Pseudostegophilus

Scientific classification
- Kingdom: Animalia
- Phylum: Chordata
- Class: Actinopterygii
- Order: Siluriformes
- Family: Trichomycteridae
- Subfamily: Stegophilinae
- Genus: Pseudostegophilus C. H. Eigenmann & R. S. Eigenmann, 1889
- Type species: Stegophilus nemurus Günther, 1869
- Synonyms: Parastegophilus P. Miranda Ribeiro, 1946;

= Pseudostegophilus =

Genus of fishes

Pseudostegophilus is a genus of freshwater ray-finned fish belonging to the family Trichomycteridae, the pencil and parasitic catfishes, and the subfamily Stegophilinae, the parasitic catfishes. These catfishes are found in rivers in tropical South America. The members of this genus are obligate parasites that feed on scales and mucus of other fish.

==Species==
Pseudostegophilus contains the following valid species:

==Distribution and biology==
P. haemomyzon originates from the Orinoco River basin in Venezuela while P. nemurus is found in the Amazon basin in Brazil and Peru.
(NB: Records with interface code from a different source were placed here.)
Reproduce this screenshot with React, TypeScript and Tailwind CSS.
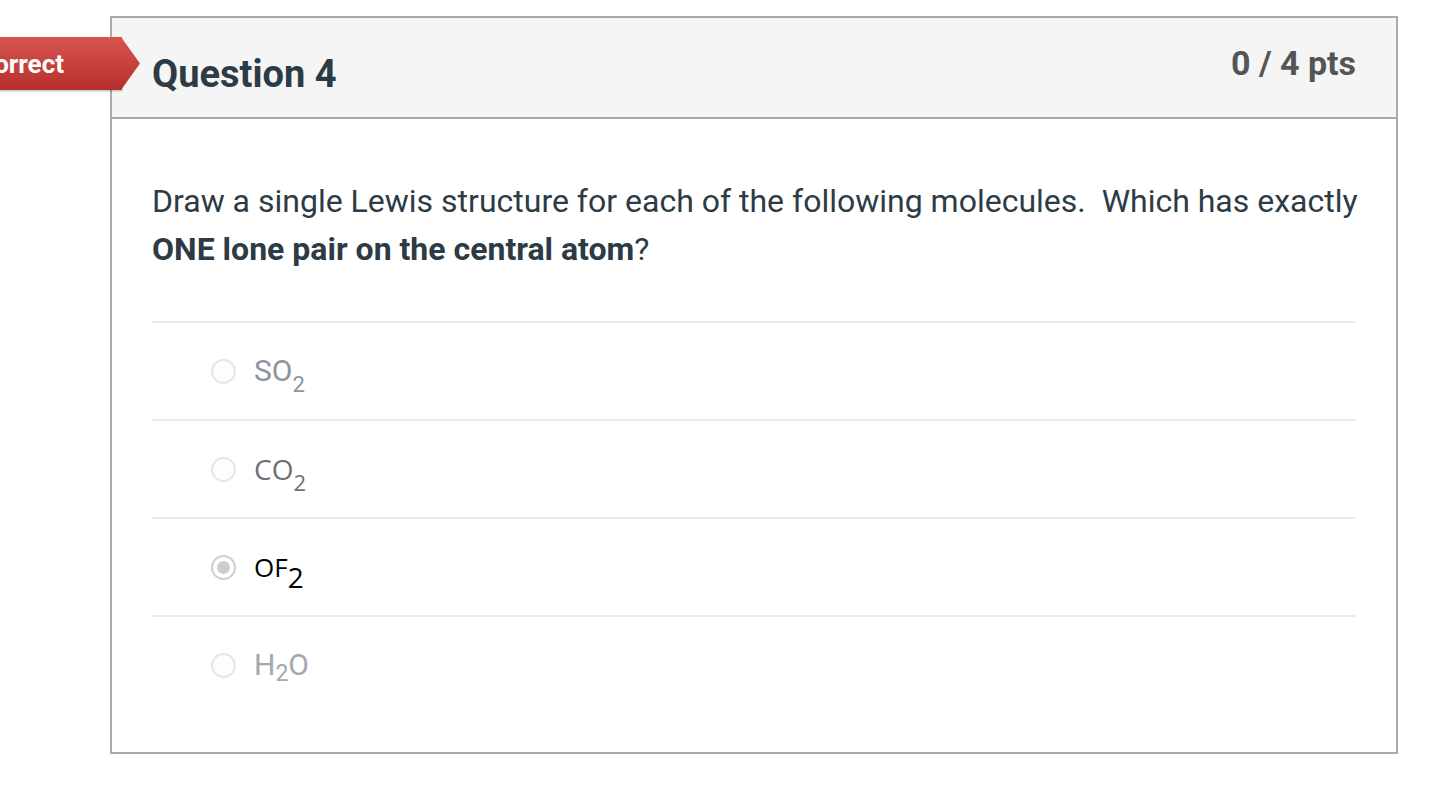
import React from 'react';

type Answer = {
  key: string;
  base: React.ReactNode;
  selected?: boolean;
  className: string;
};

const answers: Answer[] = [
  {
    key: 'so2',
    base: (
      <>
        SO<sub className="text-[22px] -bottom-[11px]">2</sub>
      </>
    ),
    className: "font-['Roboto',sans-serif] text-[30px] text-[#8b959e]",
  },
  {
    key: 'co2',
    base: (
      <>
        CO<sub className="text-[22px] -bottom-[11px]">2</sub>
      </>
    ),
    className: "font-['Open_Sans',sans-serif] text-[28px] text-[#6e7073]",
  },
  {
    key: 'of2',
    base: (
      <>
        OF<sub className="text-[28px] -bottom-[11px]">2</sub>
      </>
    ),
    selected: true,
    className: "font-['Open_Sans',sans-serif] text-[26px] text-black",
  },
  {
    key: 'h2o',
    base: (
      <>
        H<sub className="text-[23px] -bottom-[6px]">2</sub>O
      </>
    ),
    className: "font-['Roboto',sans-serif] text-[30px] text-[#a2a8ac]",
  },
];

const Radio: React.FC<{ selected?: boolean }> = ({ selected }) => (
  <span
    className={`flex h-[25px] w-[25px] shrink-0 items-center justify-center rounded-full border-2 ${
      selected ? 'border-[#cfcfcf] bg-white' : 'border-[#e6e6e6] bg-[#fdfdfd]'
    }`}
  >
    {selected && <span className="h-[13px] w-[13px] rounded-full bg-[#cccccc]" />}
  </span>
);

export default function App() {
  return (
    <div className="relative min-h-[786px] w-[1432px] bg-white pt-[16px] font-['Roboto',sans-serif]">
      <div className="ml-[110px] w-[1288px] border-2 border-[#aaaaaa]">
        <div className="flex h-[101px] items-start justify-between border-b-2 border-[#aaaaaa] bg-[#f5f5f5] px-[40px]">
          <h2 className="pt-[32px] text-[38px] leading-[48px] font-bold text-[#2d3b45]">Question 4</h2>
          <div className="pt-[23px] text-[34px] leading-[44px] font-bold text-[#555555]">0 / 4 pts</div>
        </div>

        <div className="px-[40px] pt-[58px] pb-[39px]">
          <p className="text-[32px] leading-[48px] text-[#2d3b45]">
            <span className="whitespace-nowrap">
              Draw a single Lewis structure for each of the following molecules.{'\u00a0 '}Which has exactly
            </span>
            <br />
            <strong className="font-bold">ONE lone pair on the central atom</strong>?
          </p>

          <div className="mt-[48px]">
            {answers.map((a) => (
              <div
                key={a.key}
                className="flex h-[98px] items-center gap-[18px] border-t-2 border-[#ebebeb] pl-[59px]"
              >
                <Radio selected={a.selected} />
                <span className={`${a.className} leading-none`}>{a.base}</span>
              </div>
            ))}
          </div>
        </div>
      </div>

      {/* result banner */}
      <div className="absolute top-[37px] left-0 flex h-[53px] items-center">
        <div className="flex h-full w-[122px] items-center justify-end overflow-hidden bg-gradient-to-b from-[#d9534f] to-[#b5302c] pr-[58px] shadow-[0_1px_2px_rgba(0,0,0,0.3)]">
          <span className="text-[26px] leading-none font-bold whitespace-nowrap text-white">Incorrect</span>
        </div>
        <svg width="19" height="53" viewBox="0 0 19 53" className="-ml-px">
          <defs>
            <linearGradient id="bn" x1="0" y1="0" x2="0" y2="1">
              <stop offset="0" stopColor="#d9534f" />
              <stop offset="1" stopColor="#b5302c" />
            </linearGradient>
          </defs>
          <polygon points="0,0 0,53 19,26.5" fill="url(#bn)" />
        </svg>
      </div>
    </div>
  );
}
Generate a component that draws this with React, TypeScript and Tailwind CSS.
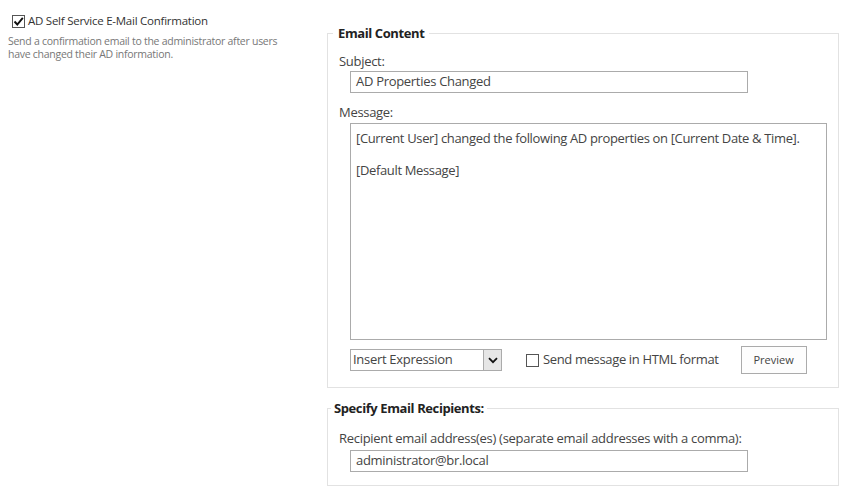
import React from "react";

const font = { fontFamily: '"Segoe UI", "Open Sans", "Noto Sans", sans-serif' };

function CheckMark() {
  return (
    <svg width="11" height="11" viewBox="0 0 11 11" className="block">
      <path d="M1.5 5.5 L4.3 8.5 L9.8 1.8" fill="none" stroke="#111" strokeWidth="1.9" />
    </svg>
  );
}

export default function App() {
  return (
    <div className="w-[843px] h-[490px] bg-white text-[#444] flex overflow-hidden tracking-[-0.3px]" style={font}>
      {/* left column */}
      <div className="w-[327px] shrink-0 pt-[13px] pl-[12px] pr-[30px]">
        <div className="flex items-center gap-[3px] h-[16px]">
          <span className="w-[13px] h-[13px] border border-[#555] bg-white flex items-center justify-center">
            <CheckMark />
          </span>
          <span className="text-[11.5px] text-[#333] leading-[16px] tracking-[-0.25px]">AD Self Service E-Mail Confirmation</span>
        </div>
        <p className="-ml-[4px] mt-[6px] text-[10.5px] leading-[13px] text-[#777] tracking-[-0.27px]">
          Send a confirmation email to the administrator after users have changed their AD information.
        </p>
      </div>

      {/* right column */}
      <div className="w-[512px] shrink-0 pt-[24px]">
        <fieldset className="border border-[#e2e2e2] pl-[11px] pr-[11px] pb-[13px]">
          <legend className="-ml-[6px] px-[5px] text-[13px] font-bold text-[#222] leading-[18px] tracking-[-0.4px]">
            Email Content
          </legend>
          <div className="mt-[10px] text-[13px] leading-[18px]">Subject:</div>
          <div className="ml-[11px] mt-[1px] w-[398px] h-[22px] border border-[#ababab] px-[5px] flex items-center text-[13px] text-[#444]">
            AD Properties Changed
          </div>
          <div className="mt-[10px] text-[13px] leading-[18px]">Message:</div>
          <div className="ml-[11px] mt-[2px] w-[477px] h-[217px] border border-[#ababab] px-[5px] pt-[6px] text-[13px] leading-[16px] text-[#444] tracking-[-0.35px]">
            <div className="whitespace-nowrap">[Current User] changed the following AD properties on [Current Date &amp; Time].</div>
            <div className="h-[16px]" />
            <div>[Default Message]</div>
          </div>
          <div className="ml-[11px] mt-[6px] flex items-center h-[28px]">
            <div className="w-[152px] h-[22px] border border-[#ababab] flex items-stretch">
              <div className="flex-1 flex items-center pl-[2px] text-[13px] text-[#444]">Insert Expression</div>
              <div className="w-[18px] border-l border-[#ababab] bg-[#e6e6e6] flex items-center justify-center">
                <svg width="10" height="7" viewBox="0 0 10 7">
                  <path d="M1 1.2 L5 5.2 L9 1.2" fill="none" stroke="#111" strokeWidth="1.8" />
                </svg>
              </div>
            </div>
            <div className="ml-[24px] flex items-center gap-[4px]">
              <span className="w-[13px] h-[13px] border border-[#555] bg-white" />
              <span className="text-[13px] text-[#444] tracking-[-0.35px]">Send message in HTML format</span>
            </div>
            <div className="ml-[22px] w-[66px] h-[28px] border border-[#ababab] bg-[#fdfdfd] flex items-center justify-center text-[11px] text-[#444] tracking-normal">
              Preview
            </div>
          </div>
        </fieldset>

        <fieldset className="mt-[11px] border border-[#e2e2e2] pl-[11px] pr-[11px] pb-[13px]">
          <legend className="-ml-[8px] px-[3px] text-[13px] font-bold text-[#222] leading-[18px] tracking-[-0.4px]">
            Specify Email Recipients:
          </legend>
          <div className="mt-[12px] text-[13px] leading-[18px]">
            Recipient email address(es) (separate email addresses with a comma):
          </div>
          <div className="ml-[11px] mt-[3px] w-[398px] h-[22px] border border-[#ababab] px-[5px] flex items-center text-[13px] text-[#444]">
            administrator@br.local
          </div>
        </fieldset>
      </div>
    </div>
  );
}
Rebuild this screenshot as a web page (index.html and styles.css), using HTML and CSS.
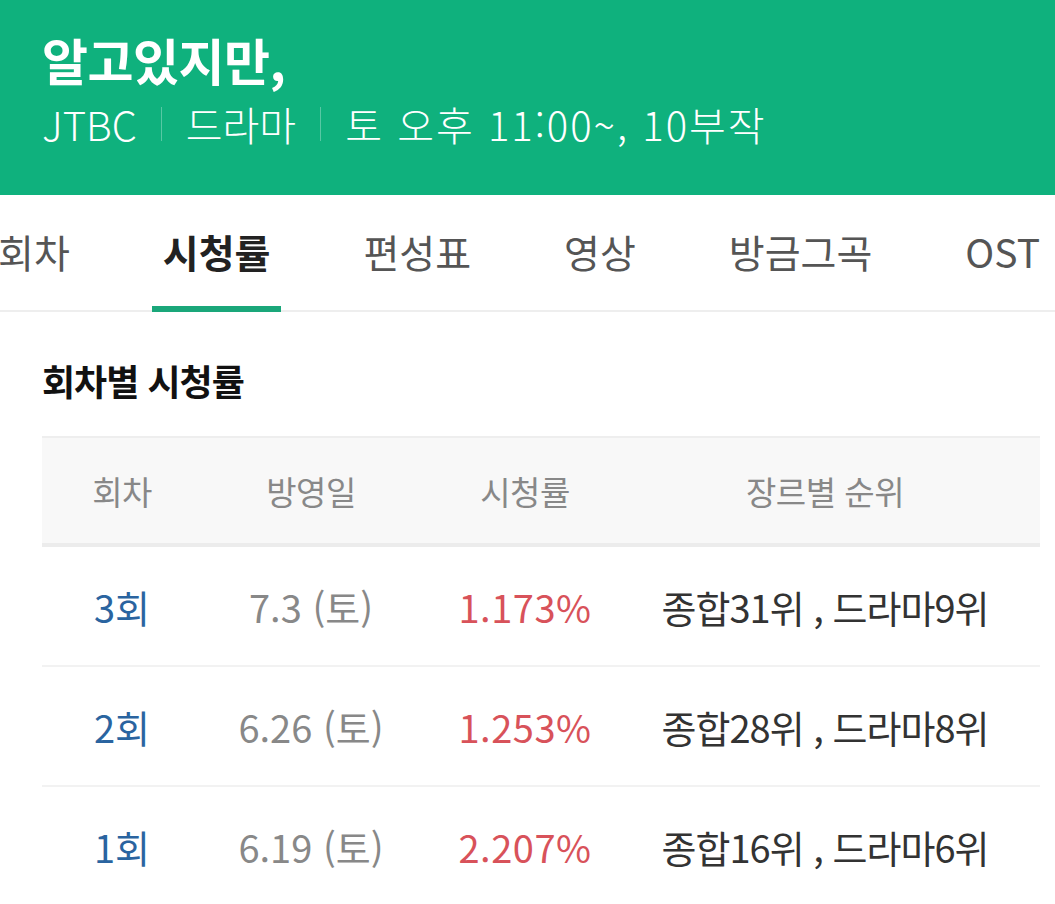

P. haemomyzon grows to about 5.7 cm SL. P. nemurus grows to about 15.0 cm TL. P. nemurus is said to become attached to the gills, anal region, and fins of dead, dying, or disabled fishes.
P. maculatus originates from the lower Paraná and Uruguay River basins in Argentina, Brazil, and Uruguay, while P. paulensis is from the upper Paraná River basin in Brazil. The remaining Pseudostegophilus species grow to about 5.4–6.0 cm in length. P. maculatus enters the gill chamber of the catfish Luciopimelodus pati and feeds on the gills.